A team comprised of unheralded veterans, unproven younger players, and a few unsung heroes piled up the wins, week after week. A free agent kicker stepped up to kick a game-winning 61-yard field goal for a win over a division rival. A group of unselfish running backs carried the load together, sacrificing their own statistics for the good of the team. A rotation of defensive players made just enough plays in big moments to win games. Carson Wentz, Philadelphia’s terrific, young quarterback put together an MVP-caliber season over the course of the season’s first ten games before suffering a season-ending injury. His backup, an extremely likable quarterback whose career to this point featured as many downs as ups, had briefly considered leaving the game last year so that he could go become a pastor. The team as a whole embodied the blue-collar spirit of the city in which they play. The Rocky-esque group refused to give up and refused to back down. Instead, the players grew closer and supported each other, always putting what was good for the team above what was good for one player.

Lose one of the best young quarterbacks in the game at a crucial point in the season? No problem. Enter the playoffs as a top-seeded underdog facing the defending NFC champions? No problem. Face the top-ranked overall defense in the NFC title game—another game where you’re the home underdog? No problem. Take on the dynastic and villainous New England Patriots in the Super Bowl? No problem, of course.

On the game’s biggest stage, Nick Foles, Malcolm Jenkins, Brandon Graham, Zach Ertz and so many others turned in performances that will live on in the hearts and minds of Eagles fans for generations to come as they dethroned the defending champions, 41-33, in a Super Bowl that ranks among the very best championship games ever.
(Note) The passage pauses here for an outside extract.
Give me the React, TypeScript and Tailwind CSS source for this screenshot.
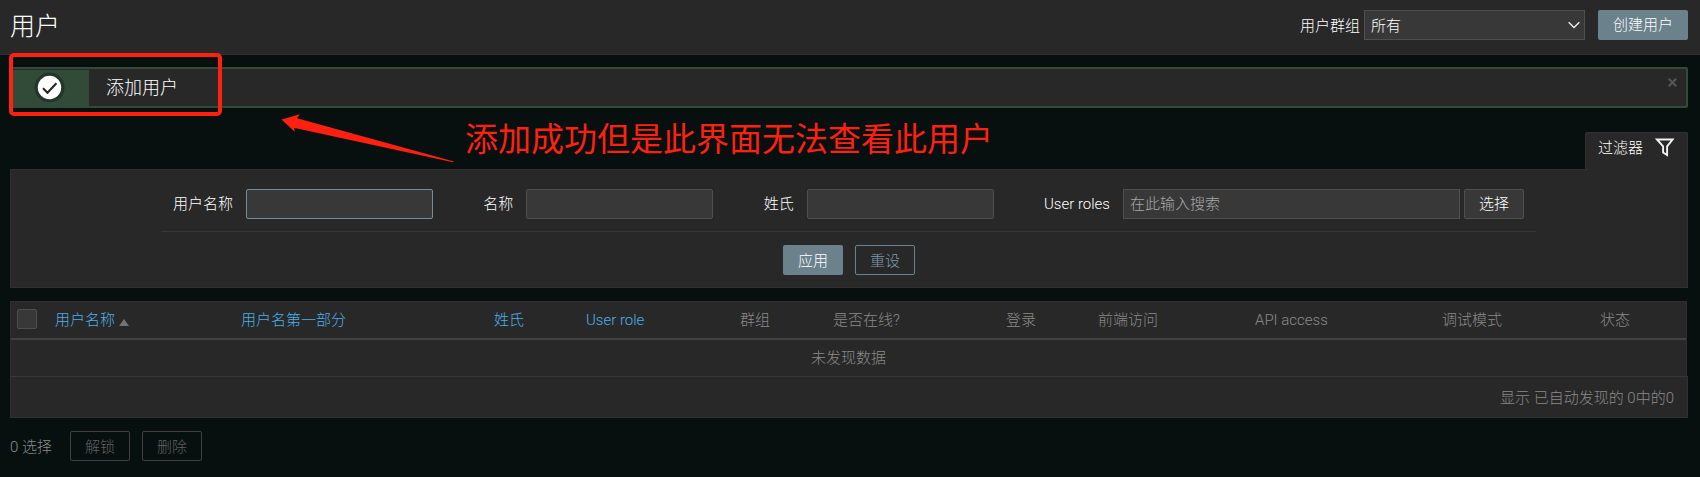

The Eagles have had their share of great players through the years: Harold Carmichael and Reggie White and Brian Dawkins. They’ve had their share of good players, too: Brian Westbrook and Keith Jackson and Bill Bergey. They’ve had their share of inspirational players: Papale, at the age of 30, became the oldest rookie in the history of the NFL to play without the benefit of college football experience when he defied the odds and made the team in 1976. He went on to play wide receiver and special teams in 41 games between 1976 and 1978. His story is so good that it was the basis of a very good movie, “Invincible.”

But now even Papale's story will have to take a backseat to the one written by the team that just won the Super Bowl for Philadelphia. This team, whose players are more likely to organize a group Bible study than to visit South Philly strip club, won—and they won the right way.

They played hard and they played for each other. They played for a city—an entire region, really—that desperately wanted its football team to win a title. The Eagles’ fan base is nothing if they are not passionate and loyal, and for many in the area, it’s the love of the football team that are the ties that bind. For many thousands of families in the area, love of the Eagles is generational—it is passed down from father to daughter, mother to son, uncle to nephew.

It is impossible, then, to overstate how improbable and important the Super Bowl victory is.

In the moments after the Eagles won their first Super Bowl, team owner Jeffrey Lurie summarized what the victory meant to the fan base by saying that the win meant “everything.”

Indeed.


Thanks, Philadelphia Eagles for finally winning the Super Bowl. And thanks for reminding us what is so great about sports in the first place.